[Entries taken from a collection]

******************************

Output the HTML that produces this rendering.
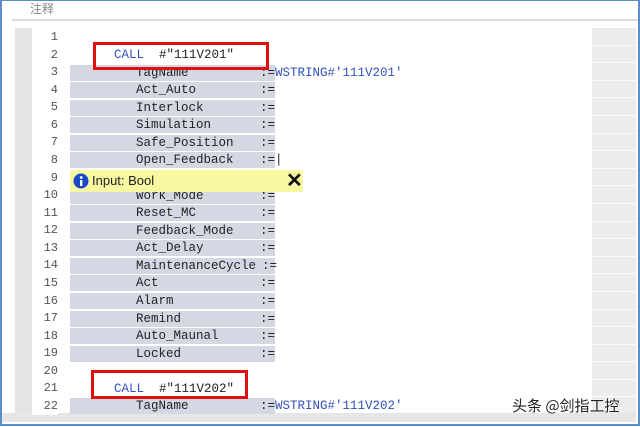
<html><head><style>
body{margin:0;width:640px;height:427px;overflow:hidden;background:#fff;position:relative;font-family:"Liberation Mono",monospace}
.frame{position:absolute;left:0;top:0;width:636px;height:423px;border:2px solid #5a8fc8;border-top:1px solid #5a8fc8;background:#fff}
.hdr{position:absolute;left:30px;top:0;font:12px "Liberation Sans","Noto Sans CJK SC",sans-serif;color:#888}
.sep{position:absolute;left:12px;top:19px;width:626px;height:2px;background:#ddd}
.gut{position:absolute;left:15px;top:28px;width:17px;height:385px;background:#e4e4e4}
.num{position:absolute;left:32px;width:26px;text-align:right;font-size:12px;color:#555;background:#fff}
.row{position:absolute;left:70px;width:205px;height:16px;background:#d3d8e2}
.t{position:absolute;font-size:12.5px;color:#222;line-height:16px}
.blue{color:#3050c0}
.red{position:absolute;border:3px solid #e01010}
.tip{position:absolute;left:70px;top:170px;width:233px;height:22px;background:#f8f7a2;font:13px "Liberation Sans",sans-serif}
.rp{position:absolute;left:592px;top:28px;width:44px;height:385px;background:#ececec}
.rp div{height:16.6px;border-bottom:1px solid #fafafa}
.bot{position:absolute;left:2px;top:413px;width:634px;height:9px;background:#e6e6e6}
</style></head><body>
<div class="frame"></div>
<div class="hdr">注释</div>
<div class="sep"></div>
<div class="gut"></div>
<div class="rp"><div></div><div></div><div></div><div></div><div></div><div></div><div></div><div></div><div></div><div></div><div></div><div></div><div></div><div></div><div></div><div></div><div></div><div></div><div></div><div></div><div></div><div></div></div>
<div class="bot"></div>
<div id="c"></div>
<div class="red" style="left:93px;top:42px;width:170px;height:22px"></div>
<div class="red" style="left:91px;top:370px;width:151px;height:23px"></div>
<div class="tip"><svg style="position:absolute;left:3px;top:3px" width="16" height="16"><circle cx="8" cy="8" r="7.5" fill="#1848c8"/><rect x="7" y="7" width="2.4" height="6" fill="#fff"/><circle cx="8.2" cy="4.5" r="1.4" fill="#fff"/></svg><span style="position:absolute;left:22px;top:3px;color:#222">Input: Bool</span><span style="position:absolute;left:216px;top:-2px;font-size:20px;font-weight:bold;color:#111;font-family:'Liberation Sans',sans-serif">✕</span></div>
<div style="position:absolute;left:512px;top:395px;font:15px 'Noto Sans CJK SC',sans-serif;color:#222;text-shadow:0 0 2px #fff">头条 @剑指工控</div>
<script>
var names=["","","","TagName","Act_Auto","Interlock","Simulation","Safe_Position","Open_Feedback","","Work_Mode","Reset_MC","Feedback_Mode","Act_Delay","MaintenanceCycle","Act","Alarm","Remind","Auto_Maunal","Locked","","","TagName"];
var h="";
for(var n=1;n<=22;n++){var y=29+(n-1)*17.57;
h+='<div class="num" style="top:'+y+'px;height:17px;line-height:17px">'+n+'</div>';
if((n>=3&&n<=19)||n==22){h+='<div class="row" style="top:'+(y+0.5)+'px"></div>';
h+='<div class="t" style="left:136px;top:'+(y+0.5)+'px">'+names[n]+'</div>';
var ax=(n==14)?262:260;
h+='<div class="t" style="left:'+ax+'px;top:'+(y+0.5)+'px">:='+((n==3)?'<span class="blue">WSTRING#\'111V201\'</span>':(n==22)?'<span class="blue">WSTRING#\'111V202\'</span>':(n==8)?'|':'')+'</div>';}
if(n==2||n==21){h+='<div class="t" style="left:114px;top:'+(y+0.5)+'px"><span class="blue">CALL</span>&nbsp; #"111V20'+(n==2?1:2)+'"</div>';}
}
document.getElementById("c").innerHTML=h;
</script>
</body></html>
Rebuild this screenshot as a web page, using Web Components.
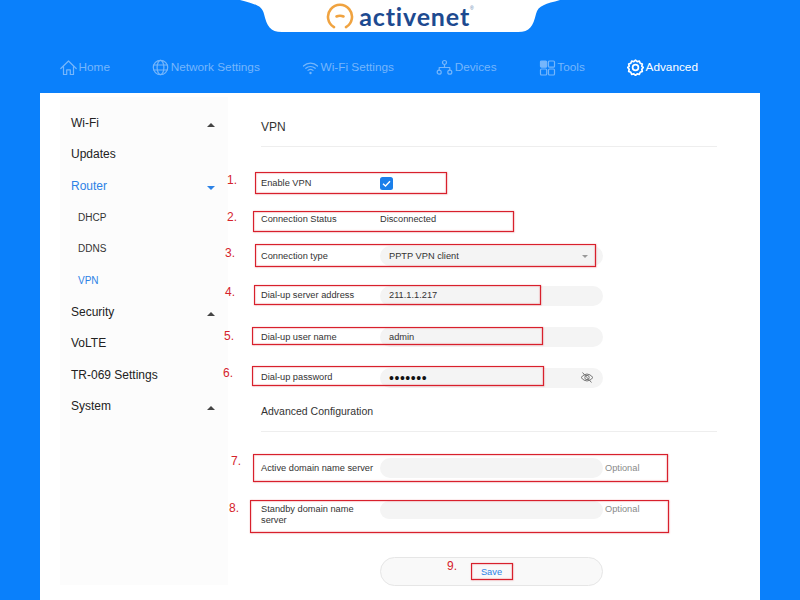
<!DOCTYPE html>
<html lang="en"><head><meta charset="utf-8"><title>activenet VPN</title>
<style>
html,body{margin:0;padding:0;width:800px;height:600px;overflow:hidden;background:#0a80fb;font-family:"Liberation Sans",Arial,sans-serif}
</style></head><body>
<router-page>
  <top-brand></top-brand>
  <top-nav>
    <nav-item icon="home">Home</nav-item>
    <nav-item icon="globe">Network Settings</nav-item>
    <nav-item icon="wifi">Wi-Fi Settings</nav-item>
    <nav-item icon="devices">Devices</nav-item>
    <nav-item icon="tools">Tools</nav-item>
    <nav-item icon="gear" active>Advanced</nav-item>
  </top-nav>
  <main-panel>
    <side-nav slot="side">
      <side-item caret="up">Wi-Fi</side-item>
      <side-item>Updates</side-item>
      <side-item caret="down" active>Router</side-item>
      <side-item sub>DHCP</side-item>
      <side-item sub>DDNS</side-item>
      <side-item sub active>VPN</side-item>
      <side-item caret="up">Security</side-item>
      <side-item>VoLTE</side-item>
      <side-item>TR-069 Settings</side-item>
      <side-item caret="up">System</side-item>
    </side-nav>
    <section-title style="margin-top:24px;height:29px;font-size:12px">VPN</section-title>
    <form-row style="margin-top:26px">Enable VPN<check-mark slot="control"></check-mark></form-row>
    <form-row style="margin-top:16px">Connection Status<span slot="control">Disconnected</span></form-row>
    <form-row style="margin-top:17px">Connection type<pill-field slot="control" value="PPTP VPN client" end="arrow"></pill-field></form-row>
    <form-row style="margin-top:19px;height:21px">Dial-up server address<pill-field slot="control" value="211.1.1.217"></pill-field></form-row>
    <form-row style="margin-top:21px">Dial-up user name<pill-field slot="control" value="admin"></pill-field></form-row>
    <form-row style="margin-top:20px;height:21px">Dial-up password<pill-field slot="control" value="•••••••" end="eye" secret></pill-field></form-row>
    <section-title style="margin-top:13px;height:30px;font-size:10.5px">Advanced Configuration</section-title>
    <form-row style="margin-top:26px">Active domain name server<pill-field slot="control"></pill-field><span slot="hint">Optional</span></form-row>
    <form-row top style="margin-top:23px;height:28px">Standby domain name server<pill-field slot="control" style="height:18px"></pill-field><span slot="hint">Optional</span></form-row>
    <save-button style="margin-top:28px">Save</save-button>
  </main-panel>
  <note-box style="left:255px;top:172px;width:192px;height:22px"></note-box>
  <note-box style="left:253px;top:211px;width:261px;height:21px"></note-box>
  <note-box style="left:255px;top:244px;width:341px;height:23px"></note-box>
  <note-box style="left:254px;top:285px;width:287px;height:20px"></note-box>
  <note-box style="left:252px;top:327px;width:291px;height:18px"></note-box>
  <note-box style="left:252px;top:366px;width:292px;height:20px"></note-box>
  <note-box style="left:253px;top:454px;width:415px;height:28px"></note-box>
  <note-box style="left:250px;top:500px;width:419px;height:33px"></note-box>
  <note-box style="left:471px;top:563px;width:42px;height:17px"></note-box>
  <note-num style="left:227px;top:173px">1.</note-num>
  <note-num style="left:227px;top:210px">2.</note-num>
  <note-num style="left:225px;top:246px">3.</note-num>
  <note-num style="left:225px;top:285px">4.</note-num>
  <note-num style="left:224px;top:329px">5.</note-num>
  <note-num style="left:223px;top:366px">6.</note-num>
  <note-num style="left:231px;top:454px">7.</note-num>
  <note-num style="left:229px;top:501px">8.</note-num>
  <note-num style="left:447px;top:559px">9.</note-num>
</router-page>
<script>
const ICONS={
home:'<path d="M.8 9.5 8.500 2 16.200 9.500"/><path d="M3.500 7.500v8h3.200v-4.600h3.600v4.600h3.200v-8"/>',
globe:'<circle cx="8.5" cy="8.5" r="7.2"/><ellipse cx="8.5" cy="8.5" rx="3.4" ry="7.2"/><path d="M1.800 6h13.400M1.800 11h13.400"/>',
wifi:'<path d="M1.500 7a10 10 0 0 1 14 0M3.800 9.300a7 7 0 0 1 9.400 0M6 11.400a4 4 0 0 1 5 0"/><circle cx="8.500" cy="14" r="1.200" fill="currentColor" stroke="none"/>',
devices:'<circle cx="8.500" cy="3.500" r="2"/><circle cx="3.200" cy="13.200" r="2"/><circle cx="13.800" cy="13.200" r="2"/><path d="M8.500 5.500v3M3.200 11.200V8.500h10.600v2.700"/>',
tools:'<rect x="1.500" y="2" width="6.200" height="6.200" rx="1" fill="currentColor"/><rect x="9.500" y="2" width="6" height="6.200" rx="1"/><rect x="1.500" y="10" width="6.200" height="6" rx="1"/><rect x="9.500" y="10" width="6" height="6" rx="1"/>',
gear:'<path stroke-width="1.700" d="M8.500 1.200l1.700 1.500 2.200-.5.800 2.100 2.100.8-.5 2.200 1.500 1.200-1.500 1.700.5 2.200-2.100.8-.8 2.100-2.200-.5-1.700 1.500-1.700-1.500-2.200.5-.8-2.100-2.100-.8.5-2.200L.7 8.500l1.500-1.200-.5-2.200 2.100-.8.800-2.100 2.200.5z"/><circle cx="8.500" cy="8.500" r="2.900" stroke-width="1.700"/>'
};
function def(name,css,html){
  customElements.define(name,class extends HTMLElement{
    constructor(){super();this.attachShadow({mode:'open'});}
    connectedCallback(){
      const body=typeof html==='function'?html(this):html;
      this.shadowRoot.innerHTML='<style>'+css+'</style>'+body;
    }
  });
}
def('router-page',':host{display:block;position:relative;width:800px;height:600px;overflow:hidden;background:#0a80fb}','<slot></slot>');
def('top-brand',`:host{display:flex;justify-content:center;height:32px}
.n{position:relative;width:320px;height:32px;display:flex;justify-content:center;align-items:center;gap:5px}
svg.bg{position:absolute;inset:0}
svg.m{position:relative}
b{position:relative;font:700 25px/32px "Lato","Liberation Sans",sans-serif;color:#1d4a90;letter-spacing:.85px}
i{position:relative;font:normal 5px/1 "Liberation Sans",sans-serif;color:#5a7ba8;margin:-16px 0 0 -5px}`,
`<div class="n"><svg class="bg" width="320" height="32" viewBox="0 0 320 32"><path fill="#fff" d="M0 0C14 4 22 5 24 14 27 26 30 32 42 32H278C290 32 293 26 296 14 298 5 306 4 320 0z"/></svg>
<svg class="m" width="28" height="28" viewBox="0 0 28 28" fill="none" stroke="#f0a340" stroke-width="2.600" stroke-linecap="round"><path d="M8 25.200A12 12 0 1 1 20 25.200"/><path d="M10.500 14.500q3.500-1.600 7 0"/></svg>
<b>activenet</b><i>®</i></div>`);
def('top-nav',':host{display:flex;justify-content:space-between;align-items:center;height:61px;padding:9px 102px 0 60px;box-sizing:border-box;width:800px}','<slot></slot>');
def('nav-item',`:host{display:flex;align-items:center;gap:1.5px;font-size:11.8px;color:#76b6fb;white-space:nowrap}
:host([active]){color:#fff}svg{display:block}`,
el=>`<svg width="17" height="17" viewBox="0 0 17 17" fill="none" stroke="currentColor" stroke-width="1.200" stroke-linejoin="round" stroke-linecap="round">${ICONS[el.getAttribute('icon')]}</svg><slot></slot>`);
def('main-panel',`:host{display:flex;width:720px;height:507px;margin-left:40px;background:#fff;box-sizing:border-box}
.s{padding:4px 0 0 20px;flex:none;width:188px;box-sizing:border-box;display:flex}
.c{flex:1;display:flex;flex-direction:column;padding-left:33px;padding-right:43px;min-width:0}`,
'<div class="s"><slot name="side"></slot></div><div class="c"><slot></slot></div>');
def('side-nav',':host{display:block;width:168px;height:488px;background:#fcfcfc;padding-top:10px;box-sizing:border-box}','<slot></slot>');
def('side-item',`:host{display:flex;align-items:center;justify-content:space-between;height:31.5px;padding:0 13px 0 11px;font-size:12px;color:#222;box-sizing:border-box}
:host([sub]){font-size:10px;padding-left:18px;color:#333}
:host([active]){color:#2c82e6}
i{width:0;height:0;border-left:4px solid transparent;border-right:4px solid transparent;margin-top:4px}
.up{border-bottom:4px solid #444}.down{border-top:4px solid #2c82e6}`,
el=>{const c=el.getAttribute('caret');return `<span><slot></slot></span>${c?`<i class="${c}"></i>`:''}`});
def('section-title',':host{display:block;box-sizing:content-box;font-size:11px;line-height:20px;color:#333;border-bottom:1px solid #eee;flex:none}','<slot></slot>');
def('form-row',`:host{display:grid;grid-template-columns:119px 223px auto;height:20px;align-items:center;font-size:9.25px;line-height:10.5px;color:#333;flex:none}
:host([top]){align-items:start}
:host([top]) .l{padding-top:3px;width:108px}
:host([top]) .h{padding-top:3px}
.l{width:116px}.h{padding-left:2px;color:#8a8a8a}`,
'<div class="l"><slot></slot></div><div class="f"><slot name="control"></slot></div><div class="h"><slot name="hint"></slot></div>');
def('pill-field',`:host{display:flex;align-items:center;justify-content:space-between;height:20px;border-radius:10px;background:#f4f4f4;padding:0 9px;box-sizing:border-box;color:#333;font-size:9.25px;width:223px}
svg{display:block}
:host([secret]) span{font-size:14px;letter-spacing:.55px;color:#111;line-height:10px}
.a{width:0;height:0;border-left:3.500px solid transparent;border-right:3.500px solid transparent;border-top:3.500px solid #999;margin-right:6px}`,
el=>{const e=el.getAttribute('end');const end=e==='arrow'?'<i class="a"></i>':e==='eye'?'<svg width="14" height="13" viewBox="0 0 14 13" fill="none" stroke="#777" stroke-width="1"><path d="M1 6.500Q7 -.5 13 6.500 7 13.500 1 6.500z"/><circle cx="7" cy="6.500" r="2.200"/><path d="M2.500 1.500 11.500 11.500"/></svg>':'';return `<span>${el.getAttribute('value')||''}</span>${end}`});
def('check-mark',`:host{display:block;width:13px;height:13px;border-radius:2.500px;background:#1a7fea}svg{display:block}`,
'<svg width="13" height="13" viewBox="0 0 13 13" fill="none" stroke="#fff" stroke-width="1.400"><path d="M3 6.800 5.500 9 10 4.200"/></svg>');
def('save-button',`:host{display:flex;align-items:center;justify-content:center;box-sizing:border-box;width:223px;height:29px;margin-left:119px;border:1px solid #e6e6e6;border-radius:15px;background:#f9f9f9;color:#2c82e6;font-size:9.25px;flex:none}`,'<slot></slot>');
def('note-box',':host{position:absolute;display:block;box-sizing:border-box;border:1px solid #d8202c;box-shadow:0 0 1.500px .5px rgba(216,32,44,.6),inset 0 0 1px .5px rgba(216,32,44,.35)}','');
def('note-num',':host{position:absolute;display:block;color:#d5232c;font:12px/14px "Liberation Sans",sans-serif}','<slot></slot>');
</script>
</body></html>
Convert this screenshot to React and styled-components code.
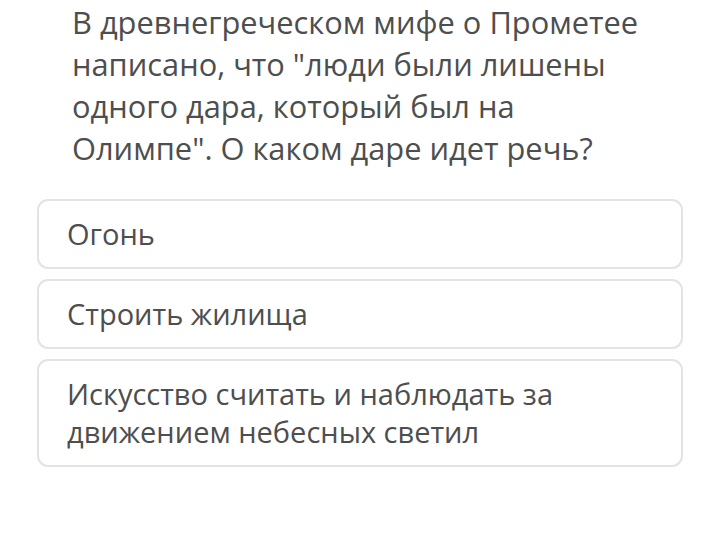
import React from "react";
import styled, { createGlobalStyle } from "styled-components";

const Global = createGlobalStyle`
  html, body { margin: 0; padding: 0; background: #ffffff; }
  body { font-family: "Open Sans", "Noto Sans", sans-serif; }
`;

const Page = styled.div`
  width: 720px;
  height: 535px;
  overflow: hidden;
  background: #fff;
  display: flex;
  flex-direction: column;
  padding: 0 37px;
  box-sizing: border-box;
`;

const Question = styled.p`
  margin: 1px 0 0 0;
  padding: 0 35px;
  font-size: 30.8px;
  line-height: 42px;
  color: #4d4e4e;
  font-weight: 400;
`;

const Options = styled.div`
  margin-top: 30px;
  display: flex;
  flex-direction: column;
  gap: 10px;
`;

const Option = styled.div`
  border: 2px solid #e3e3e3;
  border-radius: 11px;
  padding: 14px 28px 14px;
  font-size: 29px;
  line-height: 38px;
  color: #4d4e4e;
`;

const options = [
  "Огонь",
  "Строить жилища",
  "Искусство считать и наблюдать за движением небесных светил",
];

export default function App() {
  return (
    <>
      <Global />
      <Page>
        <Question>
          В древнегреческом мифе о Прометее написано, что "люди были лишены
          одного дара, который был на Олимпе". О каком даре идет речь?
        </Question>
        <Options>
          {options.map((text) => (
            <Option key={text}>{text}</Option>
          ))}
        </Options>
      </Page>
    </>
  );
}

******************************

**What you are asked to do**
Copy out every line where the word "React" occurs.

**Output below**
Convert this screenshot to React and styled-components code.
import React from "react";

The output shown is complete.